Can An Illinois divorce Be Done With No Discovery Exchanged?

Local court rules require that the parties fill out and exchange financial affidavits at the very least.

“(a) Pre-Judgment Disclosure –In all pre-judgment proceedings in which a party is seeking division of the marital estate, to establish, modify or enforce an order for maintenance, child support, or educational expenses pursuant to Section 513 of the Illinois Marriage and Dissolution of Marriage Act, support for a non-minor child with a disability pursuant to Section 513.5 of the Illinois Marriage and Dissolution of Marriage Act, disposition of property in a civil union, retroactive child support in parentage matters, or  attorney’s fees and costs against the other party, each party shall serve a completed  affidavit of incomes, expenses, debts, and assets  (“Financial Affidavit”) upon the other party on forms approved by the court. The service of the “Financial Affidavit” shall be as follows:

(a)The Petitioner shall serve the completed  “Financial Affidavit” not later than thirty (30) days after service of the initial pleading and the Respondent shall serve the completed “Financial Affidavit” not later than thirty (30) days after the filing of the Responding party’s appearance” Cook County Court Rule 13.1(a)

The mandatory exchange of the financial affidavits are not monitored by the court. In fact, it is impermissible to file the exchanged financial affidavits with the court.

“No discovery may be filed with the clerk of the circuit court except by order of court. Local rules shall not require the filing of discovery. Any party serving discovery shall file a certificate of service of discovery document.” Ill. Sup. Ct. R. 201(m)

So, if the parties are agreed to not exchange a financial affidavit…the requirement that financial affidavits be exchanged cannot be enforced.

All other forms of discovery are based on the request of the other party. So, no request for discovery equals no discovery.

In conclusion, divorce can be done with no discovery in Illinois if the parties agree that no discovery will be requested from either party.
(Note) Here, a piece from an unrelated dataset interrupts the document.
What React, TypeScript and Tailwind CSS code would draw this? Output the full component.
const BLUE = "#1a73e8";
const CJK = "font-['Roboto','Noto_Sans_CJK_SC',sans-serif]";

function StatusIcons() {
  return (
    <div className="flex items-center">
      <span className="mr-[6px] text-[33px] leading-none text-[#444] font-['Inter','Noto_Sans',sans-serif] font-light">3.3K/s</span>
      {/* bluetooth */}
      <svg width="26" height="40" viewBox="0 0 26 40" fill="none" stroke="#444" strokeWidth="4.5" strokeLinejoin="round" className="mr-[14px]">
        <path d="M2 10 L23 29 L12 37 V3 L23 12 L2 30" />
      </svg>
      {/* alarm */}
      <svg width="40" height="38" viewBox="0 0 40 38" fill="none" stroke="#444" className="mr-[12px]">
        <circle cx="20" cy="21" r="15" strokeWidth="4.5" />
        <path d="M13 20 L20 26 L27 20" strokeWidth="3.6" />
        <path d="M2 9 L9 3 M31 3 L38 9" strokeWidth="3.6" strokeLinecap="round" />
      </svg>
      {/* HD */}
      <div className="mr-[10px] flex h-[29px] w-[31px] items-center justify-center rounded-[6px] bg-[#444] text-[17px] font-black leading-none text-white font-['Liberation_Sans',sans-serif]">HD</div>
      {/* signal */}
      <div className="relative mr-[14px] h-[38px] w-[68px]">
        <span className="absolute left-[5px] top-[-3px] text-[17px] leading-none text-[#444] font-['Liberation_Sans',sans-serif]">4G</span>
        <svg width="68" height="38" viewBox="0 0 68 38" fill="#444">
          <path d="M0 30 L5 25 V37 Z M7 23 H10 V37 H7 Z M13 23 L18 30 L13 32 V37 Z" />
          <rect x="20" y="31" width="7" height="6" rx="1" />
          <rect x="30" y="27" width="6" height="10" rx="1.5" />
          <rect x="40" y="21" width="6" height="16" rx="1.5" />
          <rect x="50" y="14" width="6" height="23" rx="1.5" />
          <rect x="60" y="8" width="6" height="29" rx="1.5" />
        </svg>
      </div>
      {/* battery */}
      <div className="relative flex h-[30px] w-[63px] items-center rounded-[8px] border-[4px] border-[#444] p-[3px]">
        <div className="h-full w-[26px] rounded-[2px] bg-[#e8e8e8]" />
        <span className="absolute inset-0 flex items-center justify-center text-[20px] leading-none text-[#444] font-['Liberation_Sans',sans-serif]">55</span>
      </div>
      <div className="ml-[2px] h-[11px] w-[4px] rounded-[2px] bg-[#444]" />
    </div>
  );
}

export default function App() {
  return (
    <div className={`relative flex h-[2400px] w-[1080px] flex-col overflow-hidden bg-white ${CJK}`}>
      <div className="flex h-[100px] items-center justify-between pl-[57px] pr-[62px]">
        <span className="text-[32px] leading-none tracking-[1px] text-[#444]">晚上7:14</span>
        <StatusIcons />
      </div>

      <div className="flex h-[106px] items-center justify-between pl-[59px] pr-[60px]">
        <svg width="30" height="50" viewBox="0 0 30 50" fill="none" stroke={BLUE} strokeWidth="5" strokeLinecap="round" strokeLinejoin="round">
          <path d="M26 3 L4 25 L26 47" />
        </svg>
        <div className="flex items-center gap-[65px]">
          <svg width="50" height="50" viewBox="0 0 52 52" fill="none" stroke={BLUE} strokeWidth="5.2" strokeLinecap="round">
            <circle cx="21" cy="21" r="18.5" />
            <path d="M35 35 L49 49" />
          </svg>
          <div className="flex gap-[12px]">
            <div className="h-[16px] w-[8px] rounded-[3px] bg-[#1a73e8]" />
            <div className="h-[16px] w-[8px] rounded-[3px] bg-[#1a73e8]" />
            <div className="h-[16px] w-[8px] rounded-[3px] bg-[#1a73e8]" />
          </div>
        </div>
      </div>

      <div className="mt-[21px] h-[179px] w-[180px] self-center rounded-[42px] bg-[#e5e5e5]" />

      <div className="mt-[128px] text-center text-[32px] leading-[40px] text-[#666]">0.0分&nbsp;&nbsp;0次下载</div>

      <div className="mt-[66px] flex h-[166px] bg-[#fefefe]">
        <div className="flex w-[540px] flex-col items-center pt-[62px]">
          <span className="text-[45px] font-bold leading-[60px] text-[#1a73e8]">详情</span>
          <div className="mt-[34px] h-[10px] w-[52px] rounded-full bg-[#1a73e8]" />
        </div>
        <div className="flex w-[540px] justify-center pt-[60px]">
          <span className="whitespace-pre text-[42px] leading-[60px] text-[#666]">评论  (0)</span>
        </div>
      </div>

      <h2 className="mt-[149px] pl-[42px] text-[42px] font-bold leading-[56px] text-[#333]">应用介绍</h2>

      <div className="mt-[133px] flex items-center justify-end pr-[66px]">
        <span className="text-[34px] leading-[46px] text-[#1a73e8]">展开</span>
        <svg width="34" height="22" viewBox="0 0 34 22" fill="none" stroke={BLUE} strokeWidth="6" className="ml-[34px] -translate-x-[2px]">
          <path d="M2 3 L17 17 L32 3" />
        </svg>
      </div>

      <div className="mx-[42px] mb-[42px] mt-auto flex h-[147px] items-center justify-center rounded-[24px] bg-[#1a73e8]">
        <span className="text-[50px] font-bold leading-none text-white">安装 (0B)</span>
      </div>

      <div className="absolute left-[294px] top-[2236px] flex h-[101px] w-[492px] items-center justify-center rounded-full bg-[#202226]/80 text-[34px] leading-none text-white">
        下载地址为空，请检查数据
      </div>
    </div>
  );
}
Divorce with no discovery is a terrible idea for all involved. The party that didn’t ask for discovery will always wonder if they got a fair deal. The party that didn’t tender discovery will subject themselves to a possible motion to vacate in the future should the other party have second thoughts.

Vacating A Divorce With No Discovery

A lack of discovery by either party can be a basis to undo an Illinois divorce via a motion to vacate.
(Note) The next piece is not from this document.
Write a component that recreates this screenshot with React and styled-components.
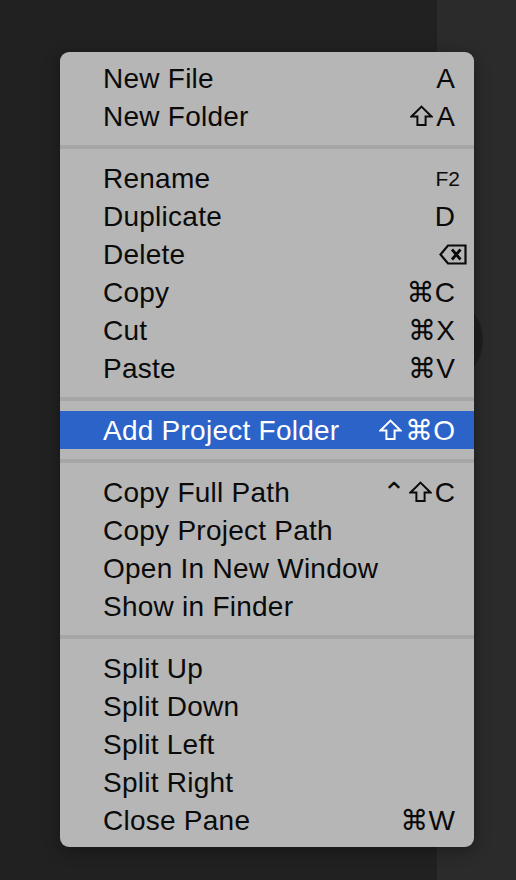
import styled, { createGlobalStyle } from "styled-components";

const GlobalStyle = createGlobalStyle`
  html, body {
    margin: 0;
    padding: 0;
    background: #212121;
  }
  body {
    font-family: "Liberation Sans", "DejaVu Sans", sans-serif;
  }
`;

// "shift" and "delete" are drawn, everything else is plain text
const groups = [
  [
    { label: "New File", keys: ["A"] },
    { label: "New Folder", keys: ["shift", "A"] },
  ],
  [
    { label: "Rename", keys: ["F2"], small: true },
    { label: "Duplicate", keys: ["D"] },
    { label: "Delete", keys: ["delete"], wide: true },
    { label: "Copy", keys: ["⌘C"] },
    { label: "Cut", keys: ["⌘X"] },
    { label: "Paste", keys: ["⌘V"] },
  ],
  [{ label: "Add Project Folder", keys: ["shift", "⌘O"], active: true }],
  [
    { label: "Copy Full Path", keys: ["⌃", "shift", "C"] },
    { label: "Copy Project Path" },
    { label: "Open In New Window" },
    { label: "Show in Finder" },
  ],
  [
    { label: "Split Up" },
    { label: "Split Down" },
    { label: "Split Left" },
    { label: "Split Right" },
    { label: "Close Pane", keys: ["⌘W"] },
  ],
];

const ShiftIcon = () => (
  <svg width="23" height="22" viewBox="0 0 23 22">
    <path
      d="M11.5 1.6 L21.5 11.5 L15.6 11.5 L15.6 20 L7.4 20 L7.4 11.5 L1.5 11.5 Z"
      fill="none"
      stroke="currentColor"
      strokeWidth="2"
      strokeLinejoin="miter"
    />
  </svg>
);

const DeleteIcon = () => (
  <svg width="28" height="21" viewBox="0 0 28 21">
    <path
      d="M9 1.5 H26.5 V19.5 H9 L1.5 10.5 Z"
      fill="none"
      stroke="currentColor"
      strokeWidth="2.2"
    />
    <path
      d="M13 5.5 L21.5 15.5 M21.5 5.5 L13 15.5"
      stroke="currentColor"
      strokeWidth="2.8"
    />
  </svg>
);

const renderKey = (key, i) => {
  if (key === "shift") return <ShiftIcon key={i} />;
  if (key === "delete") return <DeleteIcon key={i} />;
  return <span key={i}>{key}</span>;
};

const App = () => {
  return (
    <>
      <GlobalStyle />
      <Screen>
        <EditorPane />
        <SidePane>
          <RoundButton />
        </SidePane>
        <Menu>
          {groups.map((group, i) => (
            <Group key={i}>
              {i > 0 && <Separator />}
              {group.map((item) => (
                <Row key={item.label} $active={item.active}>
                  <Label>{item.label}</Label>
                  {item.keys && (
                    <Keys $small={item.small} $wide={item.wide}>
                      {item.keys.map(renderKey)}
                    </Keys>
                  )}
                </Row>
              ))}
            </Group>
          ))}
        </Menu>
      </Screen>
    </>
  );
};

const Screen = styled.div`
  position: relative;
  display: flex;
  width: 516px;
  height: 880px;
  overflow: hidden;
`;

const EditorPane = styled.div`
  width: 437px;
  background: #212121;
`;

const SidePane = styled.div`
  position: relative;
  flex: 1;
  background: #2b2b2b;
`;

const RoundButton = styled.div`
  position: absolute;
  left: -42px;
  top: 296px;
  width: 88px;
  height: 88px;
  border-radius: 50%;
  background: #1f1f1f;
`;

const Menu = styled.div`
  position: absolute;
  left: 60px;
  top: 52px;
  width: 414px;
  padding: 7px 0 8px;
  box-sizing: border-box;
  background: #b6b6b6;
  border-radius: 9px;
  box-shadow: 0 4px 16px rgba(0, 0, 0, 0.35);
`;

const Group = styled.div`
  display: flex;
  flex-direction: column;
`;

const Separator = styled.div`
  height: 4px;
  margin: 10px 0;
  background: #a6a6a6;
`;

const Row = styled.div`
  display: flex;
  align-items: center;
  justify-content: space-between;
  box-sizing: border-box;
  height: 38px;
  padding: 2px 19px 0 43px;
  font-size: 28px;
  line-height: 36px;
  color: ${(p) => (p.$active ? "#ffffff" : "#0a0a0a")};
  background: ${(p) => (p.$active ? "#2b63c9" : "transparent")};
`;

const Label = styled.span`
  white-space: nowrap;
  letter-spacing: 0.25px;
`;

const Keys = styled.span`
  display: inline-flex;
  align-items: center;
  gap: 3px;
  white-space: nowrap;
  font-size: ${(p) => (p.$small ? "21px" : "28px")};
  margin-right: ${(p) => (p.$small ? "-5px" : p.$wide ? "-12px" : "0")};

  > svg {
    margin-top: -2px;
  }
`;

export default App;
A motion to vacate based on lack of discovery means that there was evidence out there that you could have used…had you known about it. But, you can’t vacate a judgment for dissolution of marriage if you COULD have asked for it.

“Specifically, to set aside a judgment based on newly discovered evidence, the evidence must be such as could not reasonably have been discovered at the time of or prior to the entry of the judgment.” Cavitt v. Repel, Docket No. 1-13-3382, 13 (Ill. App. Ct. 2015)

The failure to ask for discovery is a failure to have exercised due diligence.

“To be entitled to relief under section 2-1401, the petitioner must affirmatively set forth specific factual allegations supporting each of the following elements: (1) the existence of a meritorious claim or defense; (2) due diligence in presenting that claim or defense in the original action; and (3) due diligence in presenting the section 2-1401 petition.” Cavitt v. Repel, Docket No. 1-13-3382, 13 (Ill. App. Ct. 2015)

But, not asking your spouse for everything under the sun is not a failure to exercise due diligence.

A “decision to forgo formal discovery is not a per se lack of diligence.” In re Marriage of Brubaker 2022 IL App (2d) 200160

If the absence of the relevant discoverable material was due to the other party denying the evidence’s existence in any form, that may be appear to be a fraudulent concealment of evidence which would be an exception to the requirement that the vacating party have acted with due diligence.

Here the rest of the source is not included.